WORLD BANK: Andrew Steer noted that more and more countries are including environmental concerns into their policies. This is a sign of a "new environmentalism," characterized by the use of market instruments, cost-effectiveness, increased cooperation with the private sector and involvement of the public. In response to the advent of this new environmentalism, the World Bank is providing financial support totaling US$10 billion to environment-specific programmes in 65 countries, focusing on rural environmental challenges, urban and industrial pollution, and the strengthening of environmental institutions. He called for increased cooperation and effective partnerships among international agencies working towards sustainable development, and cited as an example the collaboration of the Bank with UNDP on the formation of a "Global Water alliance." He also expressed concern for the jeopardized status of the International Development Association (IDA).

INDONESIA: Amb. Isslamet Poernomo noted with disappointment that implementation of commitments made in Rio toward sustainable development has been frustrated by inadequate financial contributions and technology transfer. The review of Agenda 21 implementation that will occur at the special session of the General Assembly is an important forum for identifying the constraints and generating commitments to overcome them. Due to the limited membership of the CSD, he proposed that a separate preparatory meeting of the entire General Assembly be convened prior to the special session, to ensure the full and equal participation of all parties, including major groups, in the preparatory process.

UNESCO: Jorge Werthein noted that UNESCO is actively promoting the sustainable development agenda of the CSD through numerous education and scientific programmes. In the field of education, efforts include programmes to enhance environmental and sustainable development programmes, as well as to reinforce basic education. Its work also consists of educational capacity-building in developing countries, and promotion of North-South and South-South cooperation on this front. In the scientific arena, UNESCO is working to advance the development of interdisciplinary sciences for sustainable development, as well as enhancing communication between scientists and policy-makers.

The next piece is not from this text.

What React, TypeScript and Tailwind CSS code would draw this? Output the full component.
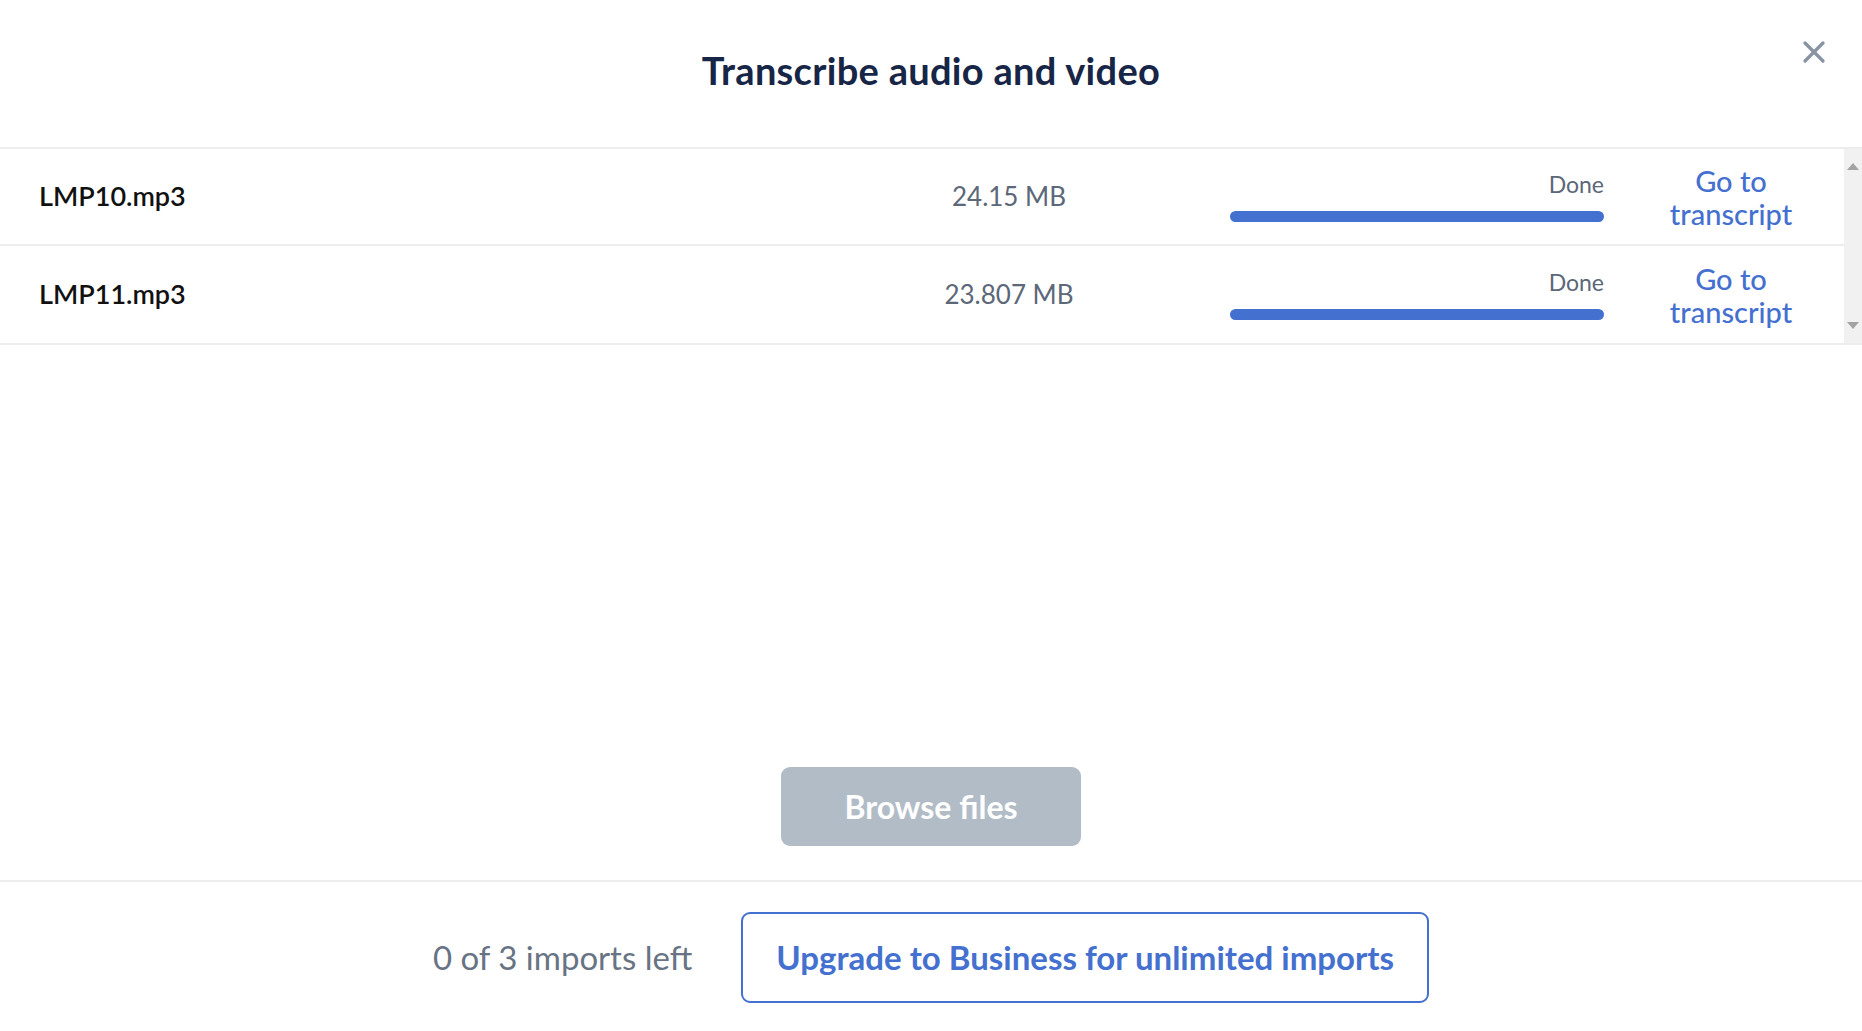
import { X } from "lucide-react";

type Upload = { name: string; size: string };

const uploads: Upload[] = [
  { name: "LMP10.mp3", size: "24.15 MB" },
  { name: "LMP11.mp3", size: "23.807 MB" },
];

export default function App() {
  return (
    <div className="h-[1031px] w-full bg-white flex flex-col font-['Lato',sans-serif]">
      {/* Header */}
      <div className="relative h-[149px] shrink-0 flex items-start justify-center border-b-2 border-[#ededed]">
        <h1 className="mt-[42px] text-[38px] font-bold tracking-[0.3px] text-[#172647]">
          Transcribe audio and video
        </h1>
        <button className="absolute right-[30px] top-[34px] text-[#8a93a3]">
          <X size={36} strokeWidth={2.2} />
        </button>
      </div>

      {/* File list */}
      <div className="flex h-[196px] shrink-0 border-b-2 border-[#ededed]">
        <div className="flex-1">
          {uploads.map((u, i) => (
            <div
              key={u.name}
              className={
                "flex items-center h-[97px] pl-[39px] " +
                (i === 0 ? "border-b-2 border-[#ededed]" : "")
              }
            >
              <div className="w-[820px] text-[27px] font-semibold text-[#111111]">{u.name}</div>
              <div className="w-[300px] text-center text-[26px] text-[#5c6778]">{u.size}</div>
              <div className="ml-[71px] w-[374px] flex flex-col items-end">
                <span className="text-[23px] leading-[26px] text-[#5c6778]">Done</span>
                <div className="mt-[14px] h-[11px] w-full rounded-full bg-[#4470cf]" />
              </div>
              <a className="ml-[14px] w-[226px] text-center text-[29px] leading-[33px] font-medium text-[#4470cf] cursor-pointer">
                Go to
                <br />
                transcript
              </a>
            </div>
          ))}
        </div>
        {/* scrollbar */}
        <div className="w-[21px] bg-[#f1f1f1] flex flex-col items-center justify-between py-[14px]">
          <svg width="12" height="7" viewBox="0 0 12 7">
            <polygon points="6,0 12,7 0,7" fill="#a3a3a3" />
          </svg>
          <svg width="12" height="7" viewBox="0 0 12 7">
            <polygon points="0,0 12,0 6,7" fill="#a3a3a3" />
          </svg>
        </div>
      </div>

      {/* Browse */}
      <div className="flex-1 flex items-end justify-center pb-[34px]">
        <button className="w-[300px] h-[79px] rounded-[9px] bg-[#b2bcc7] text-white text-[32px] font-bold">
          Browse files
        </button>
      </div>

      {/* Footer */}
      <div className="h-[151px] shrink-0 border-t-2 border-[#ededed] flex items-center justify-center gap-[49px] pt-[2px]">
        <span className="text-[33px] text-[#687384]">0 of 3 imports left</span>
        <button className="h-[91px] px-[33px] rounded-[9px] border-2 border-[#4470cf] text-[33px] font-bold text-[#4470cf]">
          Upgrade to Business for unlimited imports
        </button>
      </div>
    </div>
  );
}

GUYANA: On behalf of the Caribbean Community, George Talbot expressed concern about the slow progress toward achieving the goals and commitments established in Rio. The greatest obstacle has been the deficiency of transfer of environmentally sound technologies and financial resources to developing countries. A special session of the General Assembly is necessary to formulate effective means of furthering these goals. He reinforced the importance of changing consumption and production patterns for advancing sustainable development.

AUSTRALIA: Senator Domenic Foreman noted that to ensure the effectiveness of the 1997 review of Agenda 21, Member States should undertake comprehensive preparation efforts. The current session of the General Assembly should charge the CSD with the preparatory work for the special session. The establishment of the Intergovernmental Panel on Forests was one of the most important results of the CSD's third session. Australia will be hosting a conference pertinent to its work programme, on Certification and Labelling of Sustainably Produced Forest Products, in May 1996.

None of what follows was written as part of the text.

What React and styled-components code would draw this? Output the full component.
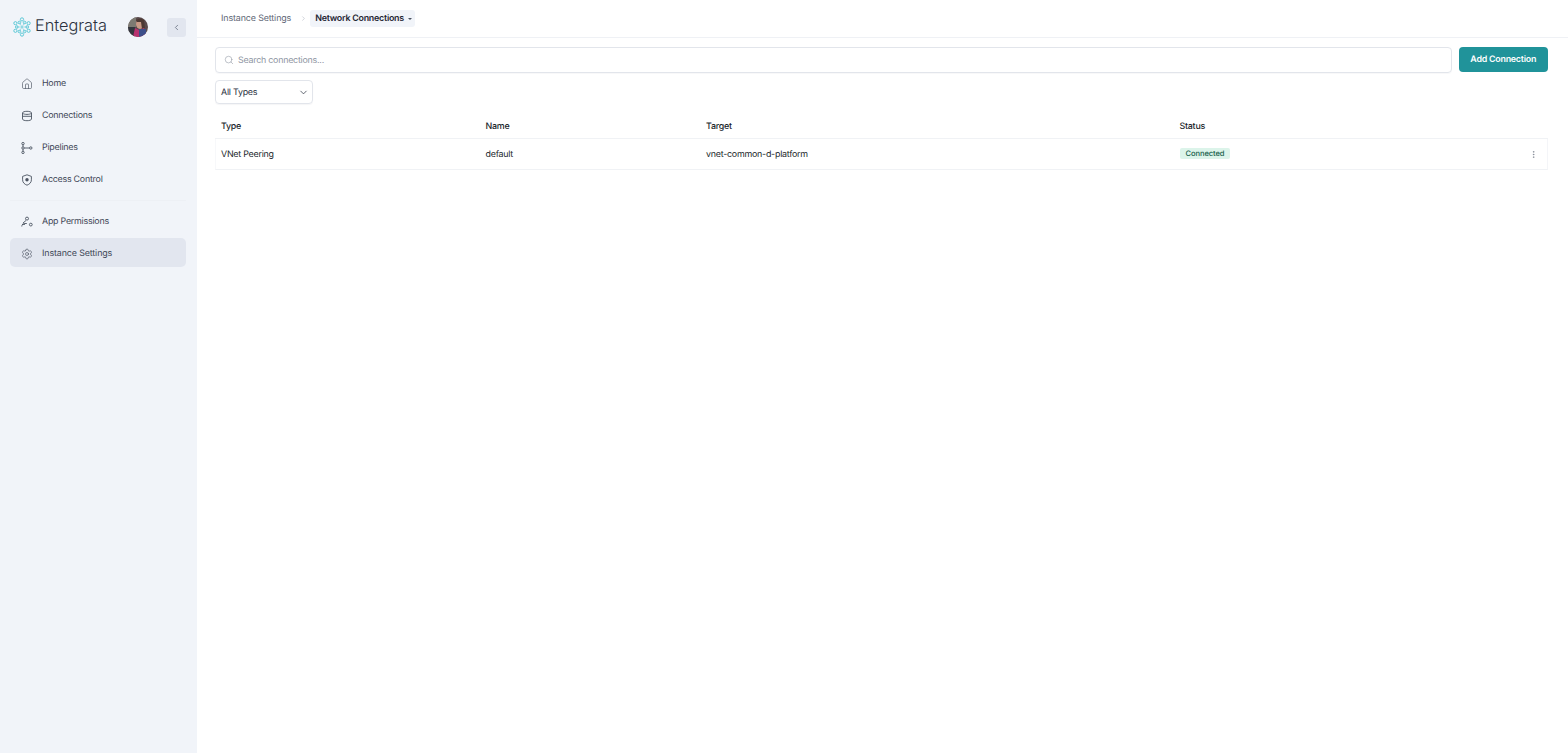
import React from 'react';
import styled, { createGlobalStyle } from 'styled-components';
import { House, Search, ChevronDown, ChevronRight, ChevronLeft, EllipsisVertical, Settings } from 'lucide-react';

const Global = createGlobalStyle`
  html, body { margin: 0; height: 100%; background: #fff; }
  #root { height: 100%; }
  * { box-sizing: border-box; }
  body { font-family: Inter, "Liberation Sans", sans-serif; color: #1a1f2b; text-rendering: geometricPrecision; }
  input, button { text-rendering: geometricPrecision; }
`;
const textStyle = `font-size: 8.9px; letter-spacing: -0.24px;`;
const Page = styled.div`display: flex; height: 753px; overflow: hidden;`;
const Sidebar = styled.aside`width: 197px; flex: none; background: #f1f4f9; padding: 14px 11px 0 10px; display: flex; flex-direction: column;`;
const Brand = styled.div`display: flex; align-items: center; height: 26px; margin-bottom: 28px; padding-left: 1.5px;`;
const BrandName = styled.span`font-size: 16.3px; font-weight: 300; color: #2b3240; margin-left: 3.5px; line-height: 24px; padding-bottom: 5px;`;
const AvatarWrap = styled.span`margin-left: 21px; width: 20px; height: 20px; display: block;`;
const Collapse = styled.button`margin-left: auto; width: 19px; height: 19px; border: 0; padding: 0; border-radius: 3px; background: #e2e6ef; color: #5f6878; display: flex; align-items: center; justify-content: center;`;
const Nav = styled.nav`display: flex; flex-direction: column; gap: 3px;`;
const Item = styled.a`height: 29px; border-radius: 5px; display: flex; align-items: center; gap: 9px; padding: 2px 0 0 11px; ${textStyle} font-weight: 400; color: #3e4656; background: ${p => p.$active ? '#e2e6ef' : 'transparent'}; ${p => p.$active && 'letter-spacing: -0.12px;'}`;
const Divider = styled.div`height: 1px; background: #edf0f5; margin: 3.5px 0 2.5px;`;
const Main = styled.main`flex: 1; min-width: 0; display: flex; flex-direction: column;`;
const Header = styled.header`height: 38px; border-bottom: 1px solid #eff1f5; display: flex; align-items: center; padding: 0 0 1px 24px; ${textStyle}`;
const Crumb = styled.span`color: #5e6675; padding-top: 1px; letter-spacing: -0.12px;`;
const Sep = styled.span`margin: 0 3.5px 0 8.5px; color: #9aa1ae; display: flex;`;
const Current = styled.span`display: flex; align-items: center; gap: 4px; height: 17px; padding: 1px 3.5px 0 5px; border-radius: 3px; background: #f1f4f9; font-weight: 600; color: #1f2633;`;
const Caret = styled.span`width: 0; height: 0; border-left: 2px solid transparent; border-right: 2px solid transparent; border-top: 2px solid #4b5361;`;
const Content = styled.div`padding: 9px 20px 0 18px;`;
const SearchRow = styled.div`display: flex; gap: 7px; align-items: flex-start;`;
const SearchBox = styled.label`flex: 1; height: 26px; border: 1px solid #e2e5eb; border-radius: 4px; display: flex; align-items: center; gap: 4px; padding-left: 8px; color: #9299a6; box-shadow: 0 1px 1px rgba(20,30,50,.03);`;
const SearchInput = styled.input`flex: 1; border: 0; outline: 0; padding: 1px 0 0; font-family: Inter, sans-serif; font-weight: 400; ${textStyle} background: transparent; &::placeholder { color: #8f96a3; opacity: 1; }`;
const AddButton = styled.button`width: 89.5px; height: 24.5px; border: 0; border-radius: 4px; background: #20939a; color: #fff; font-family: Inter, sans-serif; font-weight: 600; ${textStyle} padding: 1px 0 0;`;
const Select = styled.div`margin-top: 7px; width: 98px; height: 24px; border: 1px solid #e2e5eb; border-radius: 4px; display: flex; align-items: center; justify-content: space-between; padding: 1px 3.5px 0 5px; ${textStyle} color: #2b3240; box-shadow: 0 1px 1px rgba(20,30,50,.04);`;
const Table = styled.div`margin-top: 11px;`;
const Row = styled.div`display: grid; grid-template-columns: 264.5px 220.5px 473.5px 1fr 32px; align-items: center; height: ${p => p.$head ? '24px' : '31px'}; border-bottom: 1px solid #f0f2f5; padding: ${p => p.$head ? '0 0 1px 6px' : '1px 0 0 5px'}; ${textStyle} font-weight: ${p => p.$head ? 500 : 400}; color: #1a1f2b; ${p => !p.$head && 'border-right: 1px solid #f4f5f8; border-left: 1px solid #f7f8fa;'}`;
const Badge = styled.span`display: flex; align-items: center; justify-self: start; height: 11.5px; margin-bottom: 2px; padding: 0 6px; border-radius: 2px; background: #dcf4ea; color: #17604a; font-size: 7.6px; letter-spacing: -0.1px; font-weight: 500;`;
const Kebab = styled.span`display: flex; justify-content: center; color: #6b7280; padding-left: 4px;`;

const Logo = () => {
  const pts = [0, 60, 120, 180, 240, 300];
  return (
    <svg width="20" height="20" viewBox="0 0 20 20" fill="none" stroke="#4fc4d3" strokeWidth="0.9" style={{ flex: 'none' }}>
      {pts.map(a => {
        const r = a * Math.PI / 180;
        const x = 10 + 7.6 * Math.sin(r), y = 10 - 7.6 * Math.cos(r);
        const r2 = (a + 30) * Math.PI / 180;
        const x2 = 10 + 5.2 * Math.sin(r2), y2 = 10 - 5.2 * Math.cos(r2);
        return <g key={a}>
          <circle cx={x} cy={y} r="1.6" />
          <circle cx={x2} cy={y2} r="1.3" />
          <path d={`M${x2} ${y2}L10 10`} strokeWidth="0.5" />
        </g>;
      })}
    </svg>
  );
};
const Avatar = () => (
  <svg width="20" height="20" viewBox="0 0 20 20">
    <defs><clipPath id="av"><circle cx="10" cy="10" r="10" /></clipPath></defs>
    <g clipPath="url(#av)">
      <rect width="20" height="20" fill="#5a4a4c" />
      <rect x="0" y="0" width="8" height="10" fill="#7d7a72" />
      <rect x="0" y="10" width="7" height="10" fill="#33363e" />
      <ellipse cx="12" cy="7" rx="4" ry="5" fill="#c99a86" />
      <path d="M8 3q4-3 8 0l1 8-3 1-1-7-4 0z" fill="#4d3934" />
      <path d="M5 20l2-9 4 2 5-2 3 9z" fill="#b8326f" />
      <rect x="11" y="12" width="7" height="8" fill="#3d4f8a" />
    </g>
  </svg>
);
const Ic = { width: 12, height: 12, strokeWidth: 1.3, color: '#4b5361' };
const NavIcon = styled.span`width: 12px; height: 12px; display: flex; align-items: center; justify-content: center; flex: none;`;
const StackIcon = () => (
  <svg width="12" height="12" viewBox="0 0 12 12" fill="none" stroke="#4b5361" strokeWidth="0.9">
    <path d="M1.500 3c0-1 2-1.700 4.500-1.700s4.500.7 4.500 1.700v6c0 1-2 1.700-4.500 1.700S1.500 10 1.500 9z" />
    <path d="M1.500 3.200c1 .9 2.800 1.200 4.500 1.200s3.500-.3 4.500-1.200M1.500 6.300h9" />
  </svg>
);
const PipelinesIcon = () => (
  <svg width="12" height="12" viewBox="0 0 12 12" fill="none" stroke="#4b5361" strokeWidth="0.9">
    <circle cx="2" cy="1.600" r="1.200" /><circle cx="2" cy="6" r="1.200" /><circle cx="2" cy="10.400" r="1.200" /><circle cx="9.800" cy="6" r="1.200" />
    <path d="M2 2.800v2M2 7.200v2M3.200 6h5.400" />
  </svg>
);
const PermIcon = () => (
  <svg width="12" height="12" viewBox="0 0 12 12" fill="none" stroke="#4b5361" strokeWidth="0.9">
    <circle cx="6" cy="2.600" r="1.500" /><circle cx="9.800" cy="8.600" r="1.400" />
    <path d="M0.800 10.500c0-2 1.500-3 3-3h2M1 8.400h3M5 4.500L2 7" />
  </svg>
);
const ShieldIcon = () => (
  <svg width="12" height="12" viewBox="0 0 12 12" fill="none" stroke="#4b5361" strokeWidth="0.9">
    <path d="M6 .8l4.400 1.600v3.400c0 2.800-2 4.500-4.400 5.400C3.600 10.300 1.600 8.600 1.600 5.800V2.400z" />
    <circle cx="6" cy="5.800" r="1.700" fill="#4b5361" stroke="none" />
  </svg>
);

const items = [
  ['Home', <House {...Ic} />],
  ['Connections', <StackIcon />],
  ['Pipelines', <PipelinesIcon />],
  ['Access Control', <ShieldIcon />],
];

export default function App() {
  return (
    <Page>
      <Global />
      <Sidebar>
        <Brand>
          <Logo />
          <BrandName>Entegrata</BrandName>
          <AvatarWrap><Avatar /></AvatarWrap>
          <Collapse><ChevronLeft width={9} height={9} strokeWidth={2} /></Collapse>
        </Brand>
        <Nav>
          {items.map(([t, i]) => <Item key={t}><NavIcon>{i}</NavIcon>{t}</Item>)}
          <Divider />
          <Item><NavIcon><PermIcon /></NavIcon>App Permissions</Item>
          <Item $active><NavIcon><Settings {...Ic} /></NavIcon>Instance Settings</Item>
        </Nav>
      </Sidebar>
      <Main>
        <Header>
          <Crumb>Instance Settings</Crumb>
          <Sep><ChevronRight width={7} height={7} strokeWidth={1.5} /></Sep>
          <Current>Network Connections<Caret /></Current>
        </Header>
        <Content>
          <SearchRow>
            <SearchBox><Search width={10} height={10} strokeWidth={1.4} /><SearchInput placeholder="Search connections..." /></SearchBox>
            <AddButton>Add Connection</AddButton>
          </SearchRow>
          <Select>All Types<ChevronDown width={11} height={11} strokeWidth={1.6} /></Select>
          <Table>
            <Row $head><span>Type</span><span>Name</span><span>Target</span><span>Status</span><span /></Row>
            <Row><span>VNet Peering</span><span>default</span><span>vnet-common-d-platform</span><Badge>Connected</Badge><Kebab><EllipsisVertical width={9} height={9} strokeWidth={1.5} /></Kebab></Row>
          </Table>
        </Content>
      </Main>
    </Page>
  );
}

IRAN: Mohammad Jabbary expressed disappointment that although the CSD has made substantial efforts to follow up on the agreements and commitments made in Rio, there has been little action. The developed nations in particular must take the initiative to alter unsustainable patterns of production and consumption and to provide new and additional financial resources. Less than one percent of the financial commitments made by developed countries in Rio has been fulfilled. He affirmed the need for a special session of the General Assembly to review the progress of UNCED implementation.

BULGARIA: Zvetolyub Basmajiev noted that Bulgaria is transforming its economic and social policies, through institutional strengthening and capacity-building, to incorporate environmental concerns, and has developed numerous strategies to this end. Although they have made significant strides, their ability to implement such programmes is hindered by a lack of financial resources. Attendance by ministers of relevant sectors other than the environment at the High-Level Segment of the CSD will ensure that a comprehensive approach is used to enhance the implementation of sustainable development policies.

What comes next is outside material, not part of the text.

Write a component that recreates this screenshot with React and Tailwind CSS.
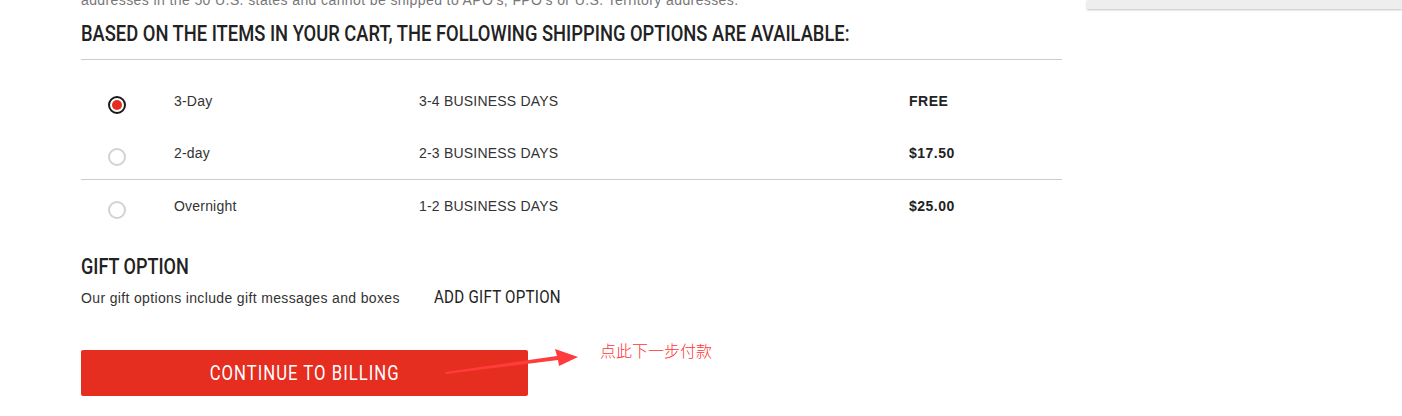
import React from 'react';

const BODY = '"Liberation Sans", Arial, sans-serif';
const NARROW = { fontFamily: 'Roboto, "Liberation Sans", sans-serif' };

const OPTIONS = [
  { id: '3day', name: '3-Day', days: '3-4 BUSINESS DAYS', price: 'FREE', selected: true },
  { id: '2day', name: '2-day', days: '2-3 BUSINESS DAYS', price: '$17.50' },
  { id: 'overnight', name: 'Overnight', days: '1-2 BUSINESS DAYS', price: '$25.00' },
];

function Radio({ selected }) {
  if (selected) {
    return (
      <div className="w-[18px] h-[18px] rounded-full border-2 border-[#1a1a1a] flex items-center justify-center">
        <div className="w-[10px] h-[10px] rounded-full bg-[#e52d20]" />
      </div>
    );
  }
  return <div className="w-[18px] h-[18px] rounded-full border-2 border-[#d2d2d2]" />;
}

function OptionRow({ opt }) {
  return (
    <div className="flex items-center h-[52px]">
      <div className="w-[93px] pl-[27px] mt-[8px]">
        <Radio selected={opt.selected} />
      </div>
      <div className="w-[245px] text-[14px] tracking-[0.2px] text-[#333]">{opt.name}</div>
      <div className="w-[490px] text-[14px] tracking-[0.2px] text-[#333]">{opt.days}</div>
      <div className="text-[14px] font-bold tracking-[0.5px] text-[#222]">{opt.price}</div>
    </div>
  );
}

export default function App() {
  return (
    <div className="relative w-[1402px] h-[416px] overflow-hidden bg-white" style={{ fontFamily: BODY }}>
      <div className="flex">
        {/* main column */}
        <div className="ml-[81px] w-[981px]">
          <p className="-mt-[8px] text-[14px] leading-[16px] tracking-[0.4px] text-[#777] whitespace-nowrap">
            addresses in the 50 U.S. states and cannot be shipped to APO's, FPO's or U.S. Territory addresses.
          </p>

          <div className="border-b border-[#cccccc] pt-[13px] pb-[11px]">
            <h2
              className="inline-block origin-left scale-x-[0.834] whitespace-nowrap text-[22px] leading-[26px] font-medium text-[#222]"
              style={NARROW}
            >
              BASED ON THE ITEMS IN YOUR CART, THE FOLLOWING SHIPPING OPTIONS ARE AVAILABLE:
            </h2>
          </div>

          <div className="pt-[15px] border-b border-[#cccccc]">
            <OptionRow opt={OPTIONS[0]} />
            <OptionRow opt={OPTIONS[1]} />
          </div>
          <OptionRow opt={OPTIONS[2]} />

          <div className="mt-[22px]">
            <h3
              className="inline-block origin-left scale-x-[0.82] whitespace-nowrap text-[22px] leading-[26px] font-medium text-[#222]"
              style={NARROW}
            >
              GIFT OPTION
            </h3>
            <div className="flex items-center mt-[6px]">
              <span className="text-[14px] tracking-[0.35px] text-[#333] w-[353px]">Our gift options include gift messages and boxes</span>
              <span
                className="inline-block origin-left scale-x-[0.84] -mt-[4px] whitespace-nowrap text-[18px] text-[#222] tracking-[0.3px]"
                style={NARROW}
              >
                ADD GIFT OPTION
              </span>
            </div>
          </div>

          <div className="flex items-start mt-[40px]">
            <button className="w-[447px] h-[46px] rounded-[2px] bg-[#e52d20] flex items-center justify-center">
              <span
                className="inline-block scale-x-[0.835] whitespace-nowrap text-white text-[20px] tracking-[1.2px]"
                style={NARROW}
              >
                CONTINUE TO BILLING
              </span>
            </button>
            <span
              className="ml-[72px] -mt-[12px] text-[16px] text-[#ff3333]"
              style={{ fontFamily: '"Noto Sans CJK SC", sans-serif', fontWeight: 300 }}
            >
              点此下一步付款
            </span>
          </div>
        </div>

        {/* sidebar */}
        <div className="ml-[25px] flex-1">
          <div className="h-[9px] bg-[#eeeeee] shadow-[0_1px_2px_rgba(0,0,0,0.25)]" />
        </div>
      </div>

      {/* annotation arrow */}
      <svg className="absolute left-0 top-0 pointer-events-none" width="1402" height="416">
        <polygon points="445,372 557,356 555,349 578,357 559,366 558,360 446,374" fill="#ff3b3b" />
      </svg>
    </div>
  );
}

DEMOCRATIC PEOPLE'S REPUBLIC OF KOREA: Hong Je Ryong called for a revival of the spirit and political will that Member States brought to Rio, in order to strengthen global cooperation on the critical realization of environmentally sound and sustainable development. Of central importance is the urgent need for developed countries to follow through on their commitment to increase ODA.

TUNISIA: Abderrazak Azaiez said that sustainable development requires a balance between human needs and the natural environment. He described one of Tunisia's programmes that encompasses matters relating to energy consumption and the use of alternative energy sources. Action for sustainable development at the national level requires the financial backing of developed countries as well as the transfer of environmentally sound technology to developing countries.

PAPUA NEW GUINEA: Amb. Utula Samana, on behalf of the South Pacific Forum (Australia, Micronesia, Fiji, Marshall Islands, New Zealand, Palau, Samoa, Solomon Islands, Vanuatu and Papua New Guinea), said that South Pacific Forum members have increased their participation in international and regional forums aimed at sound environmental management practices and sustainable development. He expressed regret that the last meeting of the Intergovernmental Panel on Forests wasted valuable time and energy on revisiting the agreed mandate and the terms of reference for the Panel. What is needed are concrete sets of activities that will pave the way forward. Noting that the protection of the world's oceans is a major concern for small island developing States, he said that the Forum countries had recently endorsed the "Waigani Convention," which bans the import and transport of radioactive wastes. He also expressed outrage about the French decision to resume nuclear testing in the South Pacific.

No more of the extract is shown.